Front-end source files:
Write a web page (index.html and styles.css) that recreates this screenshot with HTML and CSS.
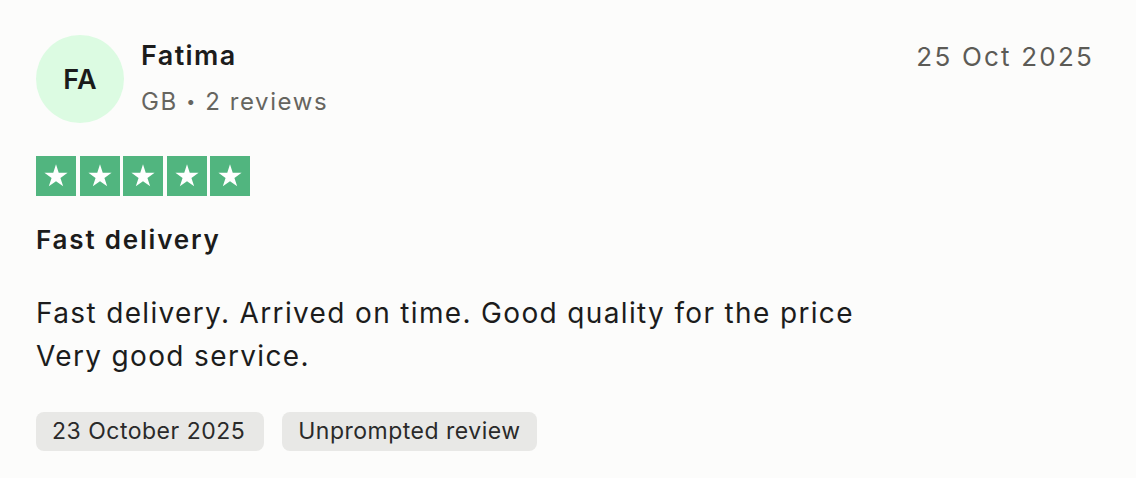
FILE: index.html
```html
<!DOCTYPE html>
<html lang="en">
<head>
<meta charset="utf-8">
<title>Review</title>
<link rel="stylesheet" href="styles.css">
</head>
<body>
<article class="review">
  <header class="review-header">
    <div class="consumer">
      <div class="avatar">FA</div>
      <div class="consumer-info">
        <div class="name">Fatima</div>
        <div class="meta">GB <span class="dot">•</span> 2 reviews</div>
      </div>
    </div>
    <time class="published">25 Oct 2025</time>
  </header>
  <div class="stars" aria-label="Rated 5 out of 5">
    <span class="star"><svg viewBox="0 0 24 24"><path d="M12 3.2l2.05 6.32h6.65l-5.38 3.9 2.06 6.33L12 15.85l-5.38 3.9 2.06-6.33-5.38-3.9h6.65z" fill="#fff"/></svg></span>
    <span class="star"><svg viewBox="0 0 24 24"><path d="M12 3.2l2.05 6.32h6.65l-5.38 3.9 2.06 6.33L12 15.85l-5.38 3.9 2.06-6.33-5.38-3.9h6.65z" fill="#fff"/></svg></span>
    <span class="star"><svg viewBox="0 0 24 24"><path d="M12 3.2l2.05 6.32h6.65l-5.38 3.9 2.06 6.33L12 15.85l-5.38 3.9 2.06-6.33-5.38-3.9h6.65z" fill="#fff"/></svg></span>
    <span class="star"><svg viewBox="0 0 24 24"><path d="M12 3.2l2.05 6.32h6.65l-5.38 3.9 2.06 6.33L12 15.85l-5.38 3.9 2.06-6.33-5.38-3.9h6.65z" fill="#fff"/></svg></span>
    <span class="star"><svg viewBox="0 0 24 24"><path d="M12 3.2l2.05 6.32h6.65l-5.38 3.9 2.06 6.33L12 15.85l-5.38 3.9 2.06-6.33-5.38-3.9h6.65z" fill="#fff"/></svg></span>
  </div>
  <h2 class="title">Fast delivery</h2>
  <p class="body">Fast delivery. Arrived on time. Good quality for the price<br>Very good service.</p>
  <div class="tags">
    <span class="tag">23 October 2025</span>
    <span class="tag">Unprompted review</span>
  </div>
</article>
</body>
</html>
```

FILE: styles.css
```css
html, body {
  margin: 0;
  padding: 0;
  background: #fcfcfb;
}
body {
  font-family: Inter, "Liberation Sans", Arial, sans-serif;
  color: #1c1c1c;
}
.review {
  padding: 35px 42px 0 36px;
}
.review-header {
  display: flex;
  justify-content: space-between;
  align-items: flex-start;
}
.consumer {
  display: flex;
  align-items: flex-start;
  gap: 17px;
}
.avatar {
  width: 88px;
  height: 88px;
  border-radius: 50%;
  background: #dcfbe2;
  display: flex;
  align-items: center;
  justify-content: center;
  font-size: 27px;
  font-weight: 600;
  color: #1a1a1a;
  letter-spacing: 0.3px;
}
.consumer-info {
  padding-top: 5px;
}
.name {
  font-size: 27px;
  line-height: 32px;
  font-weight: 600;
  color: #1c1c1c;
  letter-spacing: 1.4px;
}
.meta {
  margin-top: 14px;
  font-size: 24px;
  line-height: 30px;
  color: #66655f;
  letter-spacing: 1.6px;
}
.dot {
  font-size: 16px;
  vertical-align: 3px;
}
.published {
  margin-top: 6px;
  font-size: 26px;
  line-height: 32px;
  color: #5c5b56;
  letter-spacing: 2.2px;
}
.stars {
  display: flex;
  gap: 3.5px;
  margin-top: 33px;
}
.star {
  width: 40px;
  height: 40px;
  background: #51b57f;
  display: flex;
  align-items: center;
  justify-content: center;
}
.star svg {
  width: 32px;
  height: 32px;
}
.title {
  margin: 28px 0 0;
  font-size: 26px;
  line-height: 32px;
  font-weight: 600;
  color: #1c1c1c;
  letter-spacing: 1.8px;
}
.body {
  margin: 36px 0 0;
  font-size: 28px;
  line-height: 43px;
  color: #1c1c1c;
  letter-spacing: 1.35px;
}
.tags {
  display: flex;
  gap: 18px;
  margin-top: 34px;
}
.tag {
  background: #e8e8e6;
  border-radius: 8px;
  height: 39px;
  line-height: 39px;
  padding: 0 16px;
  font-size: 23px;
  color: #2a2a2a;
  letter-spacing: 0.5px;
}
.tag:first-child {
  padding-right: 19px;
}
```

--

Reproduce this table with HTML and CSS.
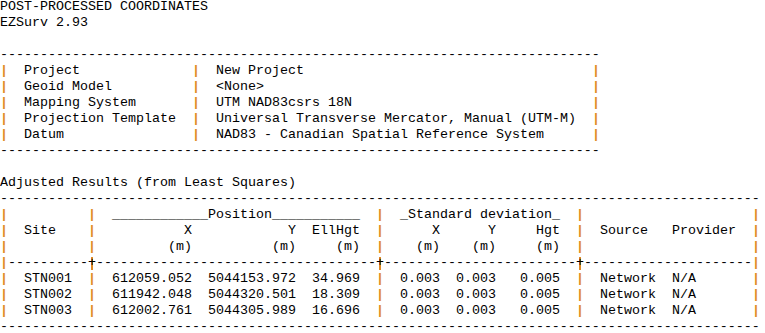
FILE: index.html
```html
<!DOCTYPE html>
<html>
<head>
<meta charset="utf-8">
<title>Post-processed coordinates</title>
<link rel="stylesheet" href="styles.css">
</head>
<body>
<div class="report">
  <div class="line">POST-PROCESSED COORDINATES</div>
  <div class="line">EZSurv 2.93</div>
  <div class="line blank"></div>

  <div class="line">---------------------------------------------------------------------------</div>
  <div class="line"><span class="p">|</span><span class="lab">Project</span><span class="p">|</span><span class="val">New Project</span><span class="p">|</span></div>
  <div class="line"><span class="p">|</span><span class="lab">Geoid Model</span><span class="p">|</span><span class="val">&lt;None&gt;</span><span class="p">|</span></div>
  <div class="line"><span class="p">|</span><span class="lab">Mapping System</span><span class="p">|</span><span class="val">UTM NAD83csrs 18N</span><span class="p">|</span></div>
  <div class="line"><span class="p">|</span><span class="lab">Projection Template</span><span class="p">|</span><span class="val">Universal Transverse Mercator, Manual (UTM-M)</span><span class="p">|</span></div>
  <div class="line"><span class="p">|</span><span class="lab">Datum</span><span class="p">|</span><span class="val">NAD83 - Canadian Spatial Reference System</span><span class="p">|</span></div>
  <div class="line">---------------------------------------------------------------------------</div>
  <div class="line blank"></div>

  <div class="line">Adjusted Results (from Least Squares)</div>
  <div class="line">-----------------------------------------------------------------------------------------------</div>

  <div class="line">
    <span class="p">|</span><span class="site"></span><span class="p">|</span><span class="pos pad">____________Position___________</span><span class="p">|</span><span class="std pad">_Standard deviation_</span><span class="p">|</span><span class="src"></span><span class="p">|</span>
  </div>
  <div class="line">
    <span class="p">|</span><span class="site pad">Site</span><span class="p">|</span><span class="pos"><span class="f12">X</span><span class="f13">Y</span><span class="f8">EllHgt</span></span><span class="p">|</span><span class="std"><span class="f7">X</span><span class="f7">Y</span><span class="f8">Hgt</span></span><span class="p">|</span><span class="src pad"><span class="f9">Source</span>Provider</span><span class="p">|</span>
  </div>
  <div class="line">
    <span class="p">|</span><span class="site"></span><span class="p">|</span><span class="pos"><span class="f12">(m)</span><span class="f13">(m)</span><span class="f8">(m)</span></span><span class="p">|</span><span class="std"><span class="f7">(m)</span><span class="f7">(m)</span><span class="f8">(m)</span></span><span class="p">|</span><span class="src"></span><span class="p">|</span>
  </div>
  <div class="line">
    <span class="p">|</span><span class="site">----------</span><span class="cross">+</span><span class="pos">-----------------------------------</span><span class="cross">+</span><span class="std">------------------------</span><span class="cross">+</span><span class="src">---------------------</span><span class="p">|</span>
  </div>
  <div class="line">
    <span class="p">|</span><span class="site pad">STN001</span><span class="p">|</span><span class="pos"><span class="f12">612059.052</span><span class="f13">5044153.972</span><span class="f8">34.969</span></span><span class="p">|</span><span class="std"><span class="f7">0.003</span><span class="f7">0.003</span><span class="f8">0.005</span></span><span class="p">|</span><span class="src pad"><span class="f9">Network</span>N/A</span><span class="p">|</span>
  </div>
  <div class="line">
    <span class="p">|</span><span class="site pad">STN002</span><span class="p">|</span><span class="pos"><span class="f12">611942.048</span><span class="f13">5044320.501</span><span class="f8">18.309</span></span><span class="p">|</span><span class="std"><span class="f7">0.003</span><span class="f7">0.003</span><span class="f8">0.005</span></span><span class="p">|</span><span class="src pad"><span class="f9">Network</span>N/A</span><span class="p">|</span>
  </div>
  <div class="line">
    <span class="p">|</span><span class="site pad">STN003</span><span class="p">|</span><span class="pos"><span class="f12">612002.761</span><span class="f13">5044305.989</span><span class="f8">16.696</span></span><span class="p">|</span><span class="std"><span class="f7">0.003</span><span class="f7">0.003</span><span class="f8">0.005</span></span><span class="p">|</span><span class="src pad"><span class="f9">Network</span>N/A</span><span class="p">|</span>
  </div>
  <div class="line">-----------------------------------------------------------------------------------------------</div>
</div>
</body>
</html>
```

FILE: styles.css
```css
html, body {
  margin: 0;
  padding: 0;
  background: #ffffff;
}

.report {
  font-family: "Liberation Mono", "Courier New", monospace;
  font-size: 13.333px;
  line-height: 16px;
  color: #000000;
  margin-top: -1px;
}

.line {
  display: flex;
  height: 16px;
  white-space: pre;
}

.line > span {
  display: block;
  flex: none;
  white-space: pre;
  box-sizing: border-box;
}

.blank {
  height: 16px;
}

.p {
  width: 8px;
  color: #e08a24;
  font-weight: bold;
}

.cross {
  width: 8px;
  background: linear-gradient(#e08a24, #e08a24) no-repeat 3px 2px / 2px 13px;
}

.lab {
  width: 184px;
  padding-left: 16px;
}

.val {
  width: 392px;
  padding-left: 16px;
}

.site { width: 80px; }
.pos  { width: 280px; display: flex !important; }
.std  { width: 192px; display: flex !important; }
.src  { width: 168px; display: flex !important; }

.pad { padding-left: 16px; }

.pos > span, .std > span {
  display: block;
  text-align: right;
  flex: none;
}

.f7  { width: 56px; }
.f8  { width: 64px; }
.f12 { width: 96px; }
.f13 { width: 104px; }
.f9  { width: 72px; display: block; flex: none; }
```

### STATED PROBLEM:
Copy all the lines above that hold the string "with".

### EXERCISE RESULT:
Write a web page (index.html and styles.css) that recreates this screenshot with HTML and CSS.
Reproduce this table with HTML and CSS.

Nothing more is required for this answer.